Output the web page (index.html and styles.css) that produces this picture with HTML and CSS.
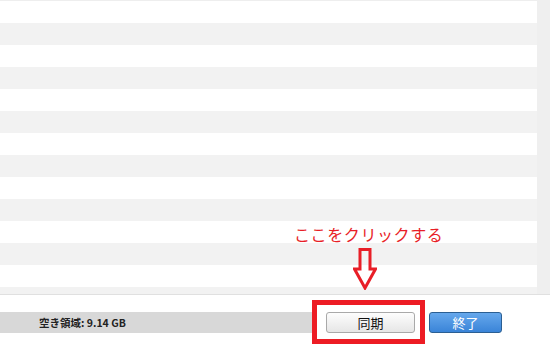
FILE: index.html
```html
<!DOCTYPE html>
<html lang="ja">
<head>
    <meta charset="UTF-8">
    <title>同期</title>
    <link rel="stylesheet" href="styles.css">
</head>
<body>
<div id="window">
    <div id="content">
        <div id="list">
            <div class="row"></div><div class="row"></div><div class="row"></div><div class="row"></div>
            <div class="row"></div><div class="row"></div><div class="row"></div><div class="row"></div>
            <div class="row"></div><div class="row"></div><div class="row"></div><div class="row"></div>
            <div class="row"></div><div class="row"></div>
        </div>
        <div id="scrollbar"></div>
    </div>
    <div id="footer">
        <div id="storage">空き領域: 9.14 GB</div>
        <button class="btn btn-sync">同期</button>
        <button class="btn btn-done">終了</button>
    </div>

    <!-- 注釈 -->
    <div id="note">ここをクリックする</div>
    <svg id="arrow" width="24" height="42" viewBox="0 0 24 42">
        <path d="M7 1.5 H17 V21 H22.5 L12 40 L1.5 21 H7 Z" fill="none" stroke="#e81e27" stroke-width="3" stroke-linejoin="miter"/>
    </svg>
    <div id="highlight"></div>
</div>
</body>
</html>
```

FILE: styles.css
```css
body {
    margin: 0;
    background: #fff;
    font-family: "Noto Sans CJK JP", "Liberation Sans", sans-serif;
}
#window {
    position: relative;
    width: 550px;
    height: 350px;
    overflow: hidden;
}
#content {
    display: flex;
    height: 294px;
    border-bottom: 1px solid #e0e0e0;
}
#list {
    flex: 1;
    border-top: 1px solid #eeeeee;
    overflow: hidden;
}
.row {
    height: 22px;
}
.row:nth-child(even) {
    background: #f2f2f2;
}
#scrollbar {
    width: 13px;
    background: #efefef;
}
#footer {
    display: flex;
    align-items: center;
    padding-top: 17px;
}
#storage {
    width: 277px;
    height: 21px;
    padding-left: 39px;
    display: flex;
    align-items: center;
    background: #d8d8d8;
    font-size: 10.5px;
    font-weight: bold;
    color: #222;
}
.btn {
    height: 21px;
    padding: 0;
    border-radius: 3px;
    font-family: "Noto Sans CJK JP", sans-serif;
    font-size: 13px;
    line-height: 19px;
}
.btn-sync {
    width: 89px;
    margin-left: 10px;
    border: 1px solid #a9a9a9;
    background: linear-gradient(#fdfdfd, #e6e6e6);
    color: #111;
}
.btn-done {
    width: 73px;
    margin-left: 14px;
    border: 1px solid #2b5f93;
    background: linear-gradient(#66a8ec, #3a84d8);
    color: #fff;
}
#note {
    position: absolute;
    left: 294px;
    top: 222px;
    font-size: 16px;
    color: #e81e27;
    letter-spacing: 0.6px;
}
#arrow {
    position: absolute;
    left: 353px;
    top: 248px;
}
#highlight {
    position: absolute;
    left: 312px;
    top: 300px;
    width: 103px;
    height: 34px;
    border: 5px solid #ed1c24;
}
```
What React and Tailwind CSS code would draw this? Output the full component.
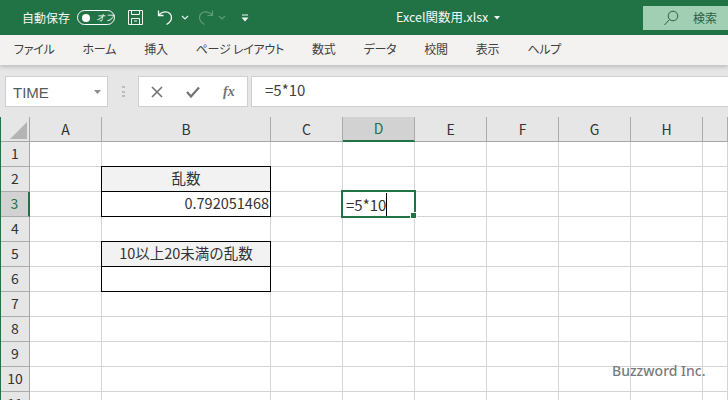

◆ **Required task**
Give the entries again word for word, but skip the pictures.

◆ **Full answer**
Output the web page (index.html and styles.css) that produces this picture with HTML and CSS.
FILE: index.html
```html
<!DOCTYPE html>
<html lang="ja">
<head>
    <meta charset="UTF-8">
    <title>同期</title>
    <link rel="stylesheet" href="styles.css">
</head>
<body>
<div id="window">
    <div id="content">
        <div id="list">
            <div class="row"></div><div class="row"></div><div class="row"></div><div class="row"></div>
            <div class="row"></div><div class="row"></div><div class="row"></div><div class="row"></div>
            <div class="row"></div><div class="row"></div><div class="row"></div><div class="row"></div>
            <div class="row"></div><div class="row"></div>
        </div>
        <div id="scrollbar"></div>
    </div>
    <div id="footer">
        <div id="storage">空き領域: 9.14 GB</div>
        <button class="btn btn-sync">同期</button>
        <button class="btn btn-done">終了</button>
    </div>

    <!-- 注釈 -->
    <div id="note">ここをクリックする</div>
    <svg id="arrow" width="24" height="42" viewBox="0 0 24 42">
        <path d="M7 1.5 H17 V21 H22.5 L12 40 L1.5 21 H7 Z" fill="none" stroke="#e81e27" stroke-width="3" stroke-linejoin="miter"/>
    </svg>
    <div id="highlight"></div>
</div>
</body>
</html>
```

FILE: styles.css
```css
body {
    margin: 0;
    background: #fff;
    font-family: "Noto Sans CJK JP", "Liberation Sans", sans-serif;
}
#window {
    position: relative;
    width: 550px;
    height: 350px;
    overflow: hidden;
}
#content {
    display: flex;
    height: 294px;
    border-bottom: 1px solid #e0e0e0;
}
#list {
    flex: 1;
    border-top: 1px solid #eeeeee;
    overflow: hidden;
}
.row {
    height: 22px;
}
.row:nth-child(even) {
    background: #f2f2f2;
}
#scrollbar {
    width: 13px;
    background: #efefef;
}
#footer {
    display: flex;
    align-items: center;
    padding-top: 17px;
}
#storage {
    width: 277px;
    height: 21px;
    padding-left: 39px;
    display: flex;
    align-items: center;
    background: #d8d8d8;
    font-size: 10.5px;
    font-weight: bold;
    color: #222;
}
.btn {
    height: 21px;
    padding: 0;
    border-radius: 3px;
    font-family: "Noto Sans CJK JP", sans-serif;
    font-size: 13px;
    line-height: 19px;
}
.btn-sync {
    width: 89px;
    margin-left: 10px;
    border: 1px solid #a9a9a9;
    background: linear-gradient(#fdfdfd, #e6e6e6);
    color: #111;
}
.btn-done {
    width: 73px;
    margin-left: 14px;
    border: 1px solid #2b5f93;
    background: linear-gradient(#66a8ec, #3a84d8);
    color: #fff;
}
#note {
    position: absolute;
    left: 294px;
    top: 222px;
    font-size: 16px;
    color: #e81e27;
    letter-spacing: 0.6px;
}
#arrow {
    position: absolute;
    left: 353px;
    top: 248px;
}
#highlight {
    position: absolute;
    left: 312px;
    top: 300px;
    width: 103px;
    height: 34px;
    border: 5px solid #ed1c24;
}
```
What React and Tailwind CSS code would draw this? Output the full component.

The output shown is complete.